Atherosclerosis is a complex, polygenic disease of arterial degeneration that can lead to coronary heart disease (CHD). In Western societies, complications arising from atherosclerosis are the most common causes of death. Several risk factors for CHD have been well-established, and include elevated low density lipoprotein-cholesterol (LDL-C), low levels of high density lipoprotein cholesterol (HDL-C), cigarette smoking, hypertension, age, and family history of early CHD. Given the abundant clinical data and epidemiological studies indicating that lowering LDL-C is beneficial for the prevention of adverse coronary events, the primary target of pharmacological intervention in the treatment and prevention of CHD is lowered LDL-C.
In individuals with autosomal dominant hypercholesterolemia (ADH), elevated LDL-C levels have been linked to mutations in the genes encoding LDL-receptor (LDL-R), apolipoprotein B (apoB), or proprotein convertase subtilisin/kexin type 9 (PCSK9) (Abifadel et al., Nat. Genet., 2003, 34:154-156). The PCSK9 gene (also known as FH3; NARC1; NARC-1; and HCHOLA3) was mapped to Chromosome 1 at location 1p32.3. PCSK9 was identified as a third locus associated with ADH when gain-of-function mutations in PCSK9 were found to be linked to elevated LDL-C levels. ApoB-100 participates in the intracellular assembly and secretion of triglyceride-rich lipoproteins and is a ligand for the LDL-R. PCSK9 is proposed to reduce LDL-R expression levels in the liver. Reduced LDL-R expression results in reduced hepatic uptake of circulating apoB-100-containing lipoproteins, which in turn leads to elevated cholesterol.
Familial hypercholesterolemia (FH) is caused by hundreds of different mutations in the LDL-R, and is phenotypically characterized by elevated plasma LDL-C levels and deposits of LDL-C in tendons, skin and arteries, leading to premature cardiovascular disease. Homozygous and heterozygous mutations in the LDL-R are associated with FH. Likewise, heterozygous and homozygous mutations in the ligand-binding domain of PCSK9 are associated with the FH phenotype.

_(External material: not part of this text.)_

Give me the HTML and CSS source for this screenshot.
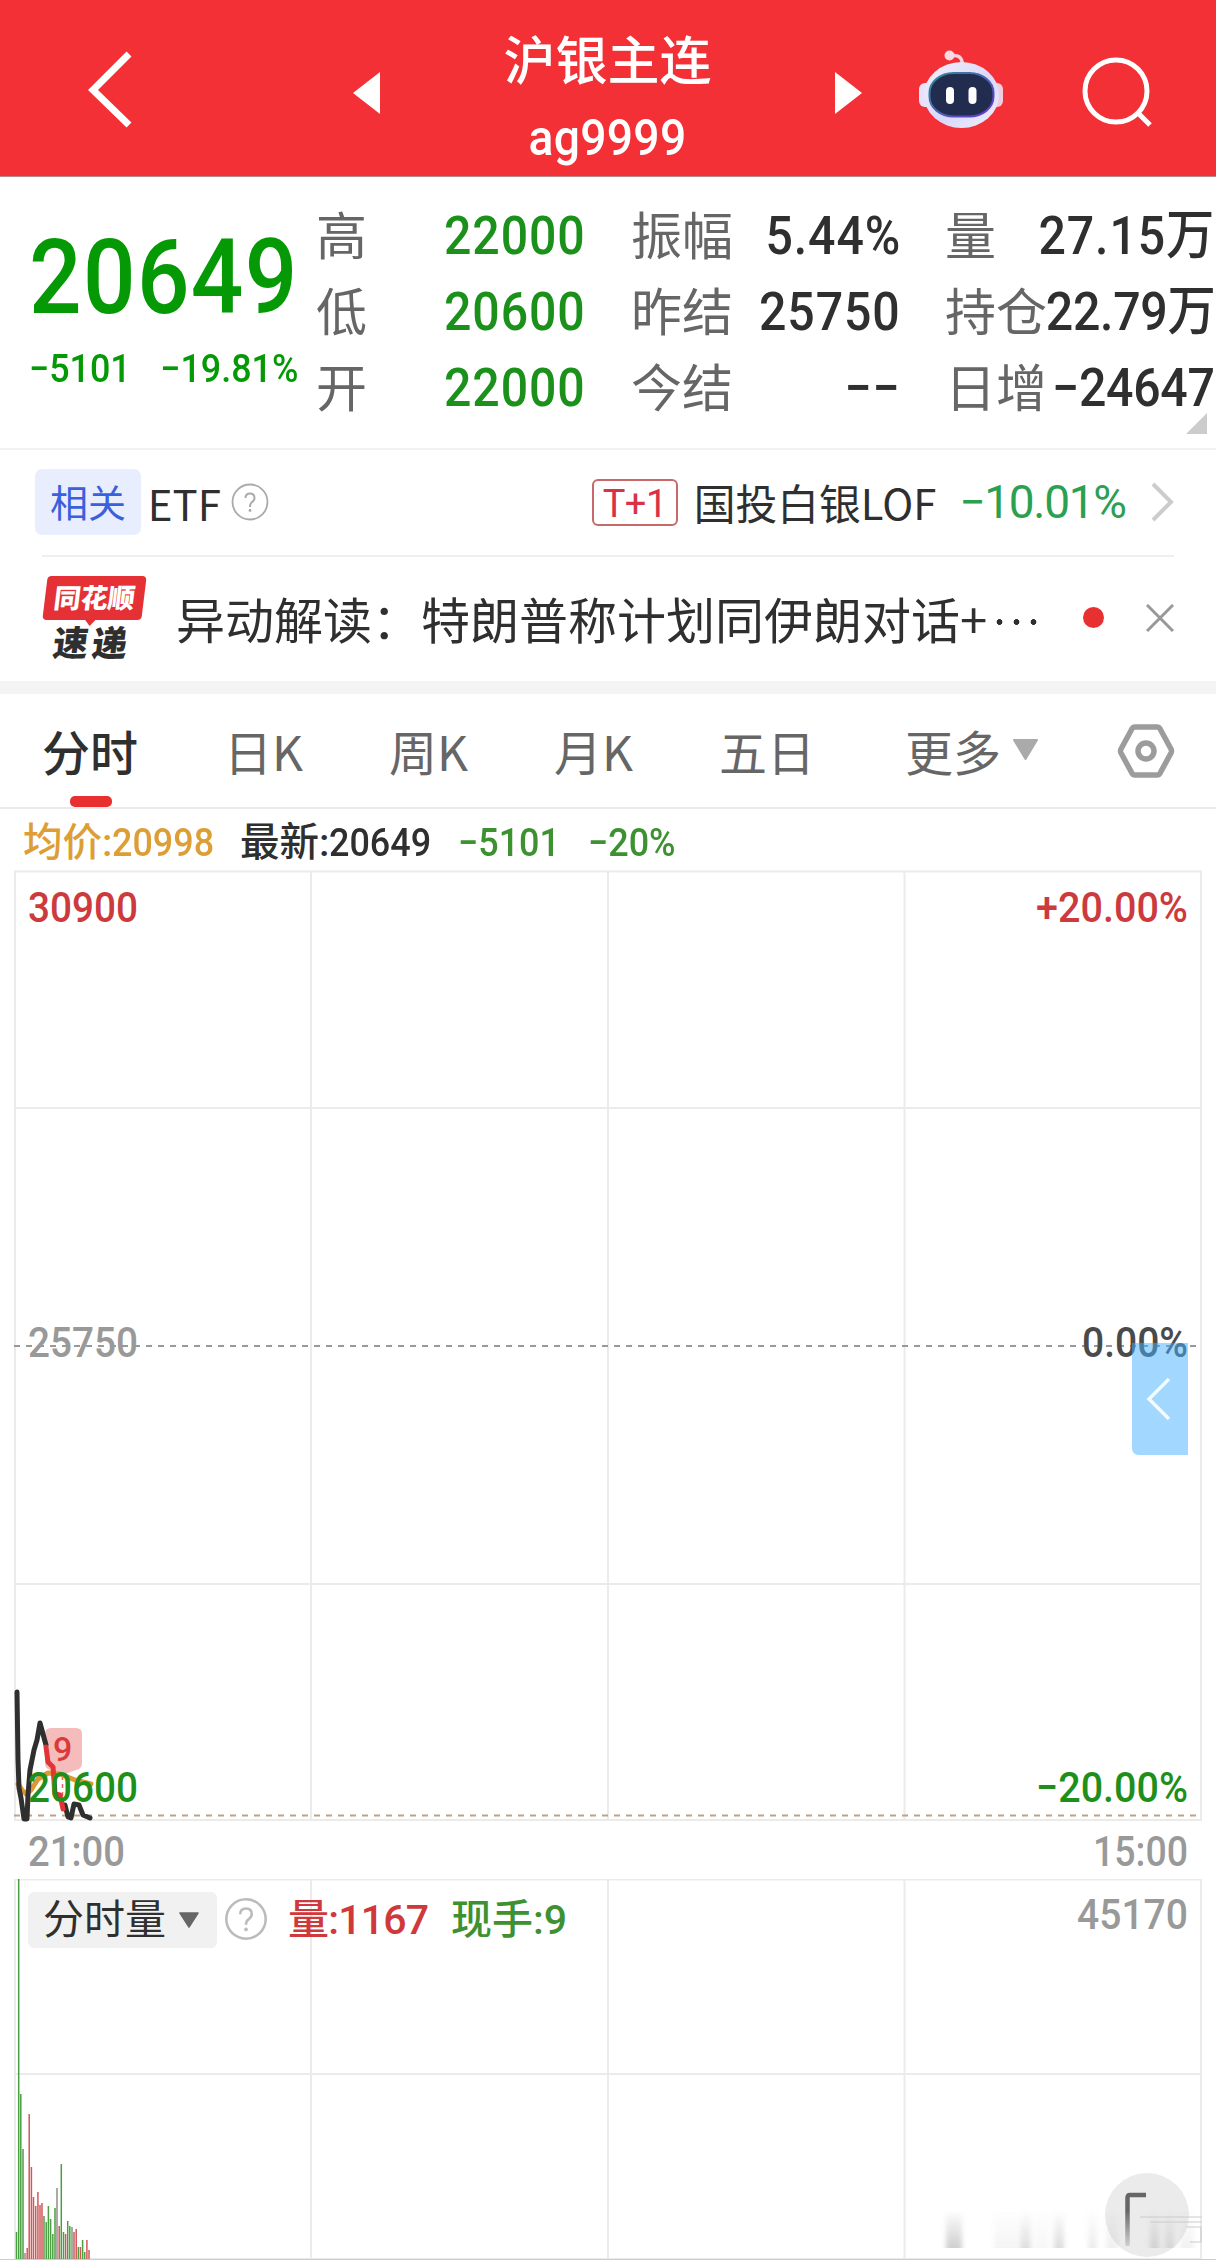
FILE: index.html
```
<!DOCTYPE html>
<html lang="zh-CN">
<head>
    <meta charset="UTF-8">
    <title>沪银主连 ag9999</title>
    <link rel="stylesheet" href="styles.css">
</head>
<body>
    <div class="header">
        <svg class="back" width="50" height="80" viewBox="0 0 50 80"><path d="M45 6 L9 42 L45 77" fill="none" stroke="#fff" stroke-width="7"/></svg>
        <svg class="prev" width="27" height="42" viewBox="0 0 27 42"><path d="M27 0 V42 L0 21 Z" fill="#fff"/></svg>
        <div class="title">
            <div class="name">沪银主连</div>
            <div class="code">ag9999</div>
        </div>
        <svg class="next" width="27" height="42" viewBox="0 0 27 42"><path d="M0 0 V42 L27 21 Z" fill="#fff"/></svg>
        <svg class="robot" width="86" height="80" viewBox="918 49 86 80">
            <defs>
                <linearGradient id="head" x1="0" y1="0" x2="1" y2="1">
                    <stop offset="0" stop-color="#f6f0fb"/>
                    <stop offset=".55" stop-color="#d9d8fa"/>
                    <stop offset="1" stop-color="#eef0fd"/>
                </linearGradient>
                <linearGradient id="rim" x1="0" y1="0" x2="1" y2="1">
                    <stop offset="0" stop-color="#2b8c96"/>
                    <stop offset="1" stop-color="#6a35d0"/>
                </linearGradient>
            </defs>
            <path d="M950 56 Q962 53 962.500 65" fill="none" stroke="#fbd0da" stroke-width="3.500"/>
            <circle cx="949.500" cy="55.500" r="5" fill="#fbd9e2"/>
            <rect x="919" y="83" width="14" height="24" rx="6" fill="#e6e2fa"/>
            <rect x="989" y="83" width="14" height="24" rx="6" fill="#f0ccdf"/>
            <ellipse cx="961.500" cy="95" rx="37.500" ry="33" fill="url(#head)"/>
            <rect x="929.500" y="73" width="64" height="43.500" rx="24" ry="20" fill="#222c4f" stroke="url(#rim)" stroke-width="2"/>
            <rect x="946" y="87" width="8" height="17" rx="4" fill="#fff"/>
            <rect x="968.500" y="87" width="8" height="17" rx="4" fill="#fff"/>
        </svg>
        <svg class="search" width="72" height="72" viewBox="0 0 72 72"><g fill="none" stroke="#fff" stroke-width="5"><circle cx="34" cy="35" r="31"/><path d="M56 57 L68 69"/></g></svg>
    </div>

    <div class="quote">
        <div class="price">
            <div class="last">20649</div>
            <div class="change"><span>−5101</span><span>−19.81%</span></div>
        </div>
        <div class="stats col-a">
            <div class="row"><label>高</label><b class="green">22000</b></div>
            <div class="row"><label>低</label><b class="green">20600</b></div>
            <div class="row"><label>开</label><b class="green">22000</b></div>
        </div>
        <div class="stats col-b">
            <div class="row"><label>振幅</label><b>5.44%</b></div>
            <div class="row"><label>昨结</label><b>25750</b></div>
            <div class="row"><label>今结</label><b>−−</b></div>
        </div>
        <div class="stats col-c">
            <div class="row"><label>量</label><b>27.15万</b></div>
            <div class="row"><label>持仓</label><b class="tight">22.79万</b></div>
            <div class="row"><label>日增</label><b class="tight">−24647</b></div>
        </div>
        <div class="expand"></div>
    </div>

    <div class="related">
        <span class="tag">相关</span>
        <span class="etf">ETF</span>
        <svg class="help" width="38" height="38" viewBox="0 0 38 38"><circle cx="19" cy="19" r="17.500" fill="none" stroke="#aaa" stroke-width="1.800"/><path d="M14.500 15 Q14.500 10.500 19 10.500 Q23.500 10.500 23.500 15 Q23.500 17.500 20.500 19.500 Q19 20.800 19 24" fill="none" stroke="#aaa" stroke-width="2"/><circle cx="19" cy="27.500" r="1.400" fill="#aaa"/></svg>
        <span class="t1">T+1</span>
        <span class="fund">国投白银LOF</span>
        <span class="fund-change">−10.01%</span>
        <svg class="arrow" width="24" height="40" viewBox="0 0 24 40"><path d="M3 2 L21 20 L3 38" fill="none" stroke="#ccc" stroke-width="4"/></svg>
    </div>

    <div class="news">
        <div class="logo">
            <div class="logo-top">同花顺</div>
            <div class="logo-bottom">速递</div>
        </div>
        <div class="news-title">异动解读：特朗普称计划同伊朗对话+<i class="dots"></i></div>
        <span class="dot"></span>
        <svg class="close" width="28" height="28" viewBox="0 0 28 28"><path d="M1 1 L27 27 M27 1 L1 27" stroke="#999" stroke-width="3"/></svg>
    </div>

    <div class="tabs">
        <div class="tab active">分时</div>
        <div class="tab">日K</div>
        <div class="tab">周K</div>
        <div class="tab">月K</div>
        <div class="tab">五日</div>
        <div class="tab more">更多<svg class="caret" width="27" height="22" viewBox="0 0 27 22"><path d="M2 1 H25 L13.500 20 Z" fill="#aaa" stroke="#aaa" stroke-width="2" stroke-linejoin="round"/></svg></div>
        <svg class="settings" width="58" height="56" viewBox="0 0 58 56"><g fill="none" stroke="#9c9c9c" stroke-width="5.500" stroke-linejoin="round"><path d="M17.500 4 Q16 4 15 5.700 L4 26 Q3 28 4 30 L15 50.300 Q16 52 17.500 52 H40.500 Q42 52 43 50.300 L54 30 Q55 28 54 26 L43 5.700 Q42 4 40.500 4 Z"/><circle cx="29" cy="28" r="8"/></g></svg>
    </div>

    <div class="info">
        <span class="avg">均价:<b>20998</b></span>
        <span class="now">最新:<b>20649</b></span>
        <span class="diff"><b>−5101</b></span>
        <span class="diff"><b>−20%</b></span>
    </div>

    <div class="chart">
        <!-- price -->
        <svg width="1216" height="1009" viewBox="0 870 1216 1009">
            <g class="grid">
                <path d="M15 871.500 H1201 V1820 H15 Z M311 872 V1820 M608 872 V1820 M904.500 872 V1820 M15 1108 H1201 M15 1584 H1201"/>
            </g>
            <path d="M14 1346 H1197" stroke="#999" stroke-width="2" stroke-dasharray="6 6"/>
            <path d="M14 1815.500 H1197" stroke="#b9a68a" stroke-width="2" stroke-dasharray="6 6"/>
            <path d="M45 1734 Q45 1728 51 1728 H76 Q82 1728 82 1734 V1763 Q82 1769 76 1770 L62 1775 L51 1770 Q45 1769 45 1763 Z" fill="#f5bcbc"/>
            <path d="M62.500 1776 V1806" stroke="#d66" stroke-width="1.500" stroke-dasharray="4 4"/>
            <polyline points="18,1784 22,1790 26,1794 31,1790 38,1779 48,1773 60,1774 75,1780 91,1784" class="line" stroke="#dd9a34" stroke-width="3.500"/>
            <polyline points="17,1692 18,1760 19,1788 21,1798 24,1819 27,1819 28,1795 30,1770 34,1750 37,1740 40,1723 46,1745" class="line" stroke="#2f2f2f"/>
            <polyline points="65,1805 68,1817 71,1818 74,1804 79,1805 83,1815 90,1818" class="line" stroke="#2f2f2f"/>
            <polyline points="46,1747 48,1762 53,1767 55,1794 60,1795 63,1809" class="line" stroke="#e23336"/>
            <g class="axis">
                <text x="53" y="1761" font-size="34" fill="#d93a3a">9</text>
                <text x="28" y="922" textLength="110" lengthAdjust="spacingAndGlyphs" fill="#cc3a3e">30900</text>
                <text x="1036" y="922" textLength="152" lengthAdjust="spacingAndGlyphs" fill="#cc3a3e">+20.00%</text>
                <text x="28" y="1357" textLength="110" lengthAdjust="spacingAndGlyphs" fill="#999">25750</text>
                <text x="1082" y="1357" textLength="106" lengthAdjust="spacingAndGlyphs" fill="#4a4a4a">0.00%</text>
                <text x="28" y="1802" textLength="110" lengthAdjust="spacingAndGlyphs" fill="#1f8f1b">20600</text>
                <text x="1036" y="1802" textLength="152" lengthAdjust="spacingAndGlyphs" fill="#1f8f1b">−20.00%</text>
                <text x="28" y="1866" textLength="97" lengthAdjust="spacingAndGlyphs" fill="#999">21:00</text>
                <text x="1093" y="1866" textLength="95" lengthAdjust="spacingAndGlyphs" fill="#999">15:00</text>
            </g>
            <path d="M1132 1343 H1188 V1455 H1139 Q1132 1455 1132 1448 Z" fill="#46b2ff" fill-opacity=".5"/>
            <path d="M1169 1379 L1149 1399 L1169 1419" fill="none" stroke="#f2fbff" stroke-width="3.500"/>
        </svg>

        <!-- volume -->
        <div class="volume">
            <svg width="1216" height="381" viewBox="0 1879 1216 381">
                <g class="grid">
                    <path d="M15 1879.500 H1201 V2259 H15 Z M311 1880 V2259 M608 1880 V2259 M904.500 1880 V2259 M15 2074 H1201"/>
                </g>
                <path d="M0 2259.500 H1216" stroke="#ccc"/>
                <g stroke-width="1.500">
                    <path stroke="#4a9f43" d="M16.500 2232V2259 M18.700 1879V2259 M20.800 2094V2259 M23 2149V2259 M44 2216V2259 M46.200 2222V2259 M48.400 2206V2259 M50.600 2219V2259 M52.800 2234V2259 M55 2208V2259 M61.300 2164V2259 M63.500 2232V2259 M67.700 2221V2259 M69.800 2226V2259 M78.300 2247V2259 M82.600 2240V2259 M84.700 2252V2259"/>
                    <path stroke="#d0585a" d="M27.200 2248V2259 M29.200 2114V2259 M31.400 2167V2259 M33.500 2197V2259 M35.700 2206V2259 M37.900 2192V2259 M40 2205V2259 M42 2203V2259 M59.200 2226V2259 M65.600 2234V2259 M74 2232V2259 M76.200 2229V2259 M80.400 2247V2259 M86.900 2240V2259 M89 2250V2259"/>
                    <path stroke="#8f8f8a" d="M25 2253V2259 M57 2188V2259 M72 2227V2259"/>
                </g>
                <g class="axis">
                    <text x="1077" y="1929" textLength="111" lengthAdjust="spacingAndGlyphs" fill="#999">45170</text>
                </g>
                <defs>
                    <linearGradient id="fade" x1="0" y1="0" x2="0" y2="1">
                        <stop offset="0" stop-color="#888" stop-opacity="0"/>
                        <stop offset="1" stop-color="#888" stop-opacity=".45"/>
                    </linearGradient>
                    <linearGradient id="corner" gradientUnits="userSpaceOnUse" x1="0" y1="2195" x2="0" y2="2246">
                        <stop offset=".3" stop-color="#666"/>
                        <stop offset="1" stop-color="#666" stop-opacity=".2"/>
                    </linearGradient>
                    <filter id="soft"><feGaussianBlur stdDeviation="2.500 0.500"/></filter>
                </defs>
                <circle cx="1147" cy="2215" r="42" fill="#ebebeb"/>
                <path d="M1146 2195 H1130 Q1127.500 2195 1127.500 2198 V2246" fill="none" stroke="url(#corner)" stroke-width="4.500"/>
                <g filter="url(#soft)" fill="url(#fade)">
                    <rect x="946" y="2210" width="16" height="38" opacity=".9"/>
                    <rect x="994" y="2210" width="24" height="38" opacity=".2"/>
                    <rect x="1020" y="2210" width="11" height="38" opacity=".6"/>
                    <rect x="1034" y="2210" width="16" height="38" opacity=".15"/>
                    <rect x="1054" y="2210" width="10" height="38" opacity=".65"/>
                    <rect x="1088" y="2210" width="9" height="38" opacity=".35"/>
                    <rect x="1106" y="2210" width="12" height="38" opacity=".3"/>
                    <rect x="1150" y="2210" width="9" height="38" opacity=".6"/>
                    <rect x="1165" y="2210" width="9" height="38" opacity=".5"/>
                    <rect x="1180" y="2210" width="14" height="38" opacity=".25"/>
                </g>
                <path d="M1140 2217 H1202 M1150 2222 H1202 M1186 2227 H1201 V2242 H1190" fill="none" stroke="#ccc" stroke-width="1.200"/>
            </svg>
            <div class="volume-bar">
                <span class="select">分时量<svg width="22" height="17" viewBox="0 0 22 17"><path d="M2 1 H20 L11 15 Z" fill="#666" stroke="#666" stroke-width="1.500" stroke-linejoin="round"/></svg></span>
                <svg class="vol-help" width="44" height="44" viewBox="0 0 38 38"><circle cx="19" cy="19" r="17" fill="none" stroke="#bbb" stroke-width="2.200"/><path d="M14 15 Q14 10 19 10 Q24 10 24 15 Q24 17.500 21 19.500 Q19 20.800 19 24" fill="none" stroke="#bbb" stroke-width="2.200"/><circle cx="19" cy="28" r="1.600" fill="#bbb"/></svg>
                <span class="vol">量:1167</span>
                <span class="hand">现手:9</span>
            </div>
        </div>
    </div>
</body>
</html>
```

FILE: styles.css
```
* {
    box-sizing: border-box;
}

body {
    margin: 0;
    width: 1216px;
    height: 2260px;
    overflow: hidden;
    background: #fff;
    color: #2f2f2f;
    font-family: Roboto, "Noto Sans CJK SC", sans-serif;
}

svg {
    display: block;
    flex-shrink: 0;
}

/* Header */
.header {
    display: flex;
    align-items: flex-start;
    height: 177px;
    background: #f23035;
    border-bottom: 1px solid #b98a8a;
    color: #fff;
}

.back {
    margin: 48px 0 0 84px;
}

.prev {
    margin: 72px 0 0 219px;
}

.title {
    width: 455px;
    text-align: center;
    font-weight: 500;
}

.name {
    margin-top: 25px;
    font-size: 52px;
    line-height: 76px;
}

.code {
    font-size: 50px;
    line-height: 74px;
    letter-spacing: .3px;
    transform: scaleX(.925);
}

.next {
    margin-top: 72px;
}

.robot {
    margin: 49px 0 0 56px;
}

.search {
    margin: 56px 0 0 78px;
}

/* Quote */
.quote {
    position: relative;
    display: flex;
    height: 273px;
    padding-top: 21px;
    border-bottom: 2px solid #f2f2f2;
}

.green {
    color: #1b911b;
}

.price {
    width: 316px;
    padding-left: 29px;
    color: #059a05;
    font-weight: 500;
}

.last {
    width: 310px;
    margin-top: 20px;
    font-size: 104px;
    line-height: 120px;
    letter-spacing: 1.5px;
    transform: scaleX(.89);
    transform-origin: left;
}

.change {
    display: flex;
    gap: 32px;
    width: 310px;
    margin-top: 5px;
    font-size: 39px;
    line-height: 52px;
    white-space: nowrap;
    transform: scaleX(.92);
    transform-origin: left;
}

.row {
    display: flex;
    justify-content: space-between;
    height: 76px;
    line-height: 76px;
    white-space: nowrap;
}

.row label {
    font-family: "Noto Sans CJK SC", sans-serif;
    font-size: 51px;
    line-height: 70px;
    color: #666;
}

.row b {
    margin-left: -40px;
    font-size: 53px;
    font-weight: 500;
    letter-spacing: 1px;
    transform: scaleX(.91);
    transform-origin: right;
}

.row .tight {
    letter-spacing: -.3px;
}

.col-a {
    width: 270px;
}

.col-b {
    width: 270px;
    margin-left: 45px;
}

.col-c {
    width: 270px;
    margin-left: 44px;
}

.expand {
    position: absolute;
    right: 9px;
    bottom: 14px;
    border-left: 21px solid transparent;
    border-bottom: 21px solid #ccc;
}

/* Related fund */
.related {
    display: flex;
    align-items: center;
    height: 107px;
    margin: 0 42px;
    padding-bottom: 1px;
    border-bottom: 2px solid #efefef;
    font-family: "Noto Sans CJK SC", sans-serif;
    font-size: 41.800px;
    white-space: nowrap;
}

.tag {
    width: 106px;
    height: 66px;
    margin-left: -7px;
    border-radius: 7px;
    background: #e9eefe;
    color: #3a60dc;
    font-size: 38px;
    line-height: 64px;
    text-align: center;
}

.etf {
    width: 83px;
    padding-left: 7px;
    font-size: 42px;
}

.help {
    margin-left: 7px;
}

.t1 {
    width: 86px;
    height: 47px;
    margin-left: 323px;
    border: 2px solid #c86a6a;
    border-radius: 6px;
    color: #d93245;
    font-family: Roboto, sans-serif;
    font-size: 38px;
    line-height: 46px;
    text-align: center;
    letter-spacing: -.5px;
}

.fund {
    width: 282px;
    padding-left: 16px;
}

.fund-change {
    width: 191px;
    color: #2ba050;
    font-family: Roboto, sans-serif;
    font-size: 46px;
    letter-spacing: -1.300px;
}

/* News */
.news {
    display: flex;
    align-items: center;
    height: 124px;
    padding-left: 43px;
    padding-bottom: 3px;
}

.logo {
    width: 103px;
    height: 90px;
    margin-top: 6px;
    font-family: "Noto Sans CJK SC", sans-serif;
    font-weight: 900;
    text-align: center;
}

.logo-top {
    position: relative;
    width: 99px;
    height: 44px;
    margin-left: 2px;
    border-radius: 4px;
    background: #e53035;
    color: #fff;
    font-size: 27px;
    line-height: 42px;
    transform: skewX(-7deg);
}

.logo-top::after {
    content: "";
    position: absolute;
    left: 42px;
    top: 43px;
    border: 6px solid transparent;
    border-top: 7px solid #e53035;
}

.logo-bottom {
    margin-left: -4px;
    font-size: 35px;
    line-height: 42px;
    letter-spacing: 4px;
    transform: skewX(-7deg);
}

.news-title {
    width: 893px;
    margin-left: 30px;
    font-family: "Noto Sans CJK SC", sans-serif;
    font-size: 49px;
    line-height: 72px;
    white-space: nowrap;
}

.dots {
    display: inline-block;
    width: 51px;
    height: 6px;
    margin-left: 4px;
    vertical-align: 14px;
    background: radial-gradient(circle, #2f2f2f 2.600px, transparent 3.200px) 0 0 / 17px 6px;
}

.dot {
    width: 21px;
    height: 21px;
    margin-left: 14px;
    border-radius: 50%;
    background: #e93030;
}

.close {
    margin-left: 42px;
}

/* Tabs */
.tabs {
    display: flex;
    height: 128px;
    border-top: 13px solid #f4f4f4;
    border-bottom: 2px solid #eaeaea;
    font-family: "Noto Sans CJK SC", sans-serif;
    font-size: 48px;
    color: #666;
    padding-left: 42px;
    white-space: nowrap;
}

.tab {
    display: flex;
    margin-right: 86px;
    height: 113px;
    line-height: 113px;
}

.active {
    position: relative;
    color: #2f2f2f;
    font-weight: 500;
}

.active::after {
    content: "";
    position: absolute;
    left: 28px;
    bottom: 0;
    width: 42px;
    height: 11px;
    border-radius: 5px;
    background: #e93030;
}

.more {
    margin-left: 4px;
}

.caret {
    margin: 45px 0 0 11px;
}

.settings {
    margin: 29px 0 0 -8px;
}

/* Info */
.info {
    display: flex;
    height: 61px;
    padding-left: 23px;
    font-size: 39.500px;
    line-height: 68px;
    white-space: nowrap;
}

.info span {
    font-weight: 500;
}

.info b {
    display: inline-block;
    font-weight: 500;
    transform: scaleX(.91);
    transform-origin: left;
}

.avg {
    width: 217px;
    color: #dd9e36;
}

.now {
    width: 218px;
}

.info .diff {
    width: 130px;
    color: #3d9131;
}

/* Charts */
.grid {
    fill: none;
    stroke: #ebebeb;
    stroke-width: 2;
}

.line {
    fill: none;
    stroke-width: 5;
    stroke-linecap: round;
    stroke-linejoin: round;
}

.axis {
    font-family: Roboto, sans-serif;
    font-size: 42px;
    font-weight: 500;
}

.volume {
    position: relative;
}

.volume-bar {
    position: absolute;
    left: 28px;
    top: 13px;
    display: flex;
    align-items: flex-start;
    font-size: 41px;
    font-weight: 500;
    line-height: 56px;
    white-space: nowrap;
}

.select {
    display: flex;
    align-items: center;
    gap: 12px;
    width: 189px;
    height: 56px;
    padding-left: 15px;
    border-radius: 6px;
    background: #f1f1f1;
    font-weight: 400;
}

.vol-help {
    margin: 5px 0 0 7px;
}

.vol {
    width: 163px;
    margin-left: 20px;
    color: #d0393b;
    letter-spacing: -.800px;
}

.hand {
    color: #3d9131;
}
```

Mutations in this gene have been associated with a third form of autosomal dominant FH.
In mice genetically deficient in PCSK9, a marked increase in LDL-R expression and increased plasma LDL clearance rate were observed. Conversely, overexpression in mice of wild-type PCSK9, or certain PCSK9 mutants, promotes decreased LDL-R expression and elevated LDL-C levels.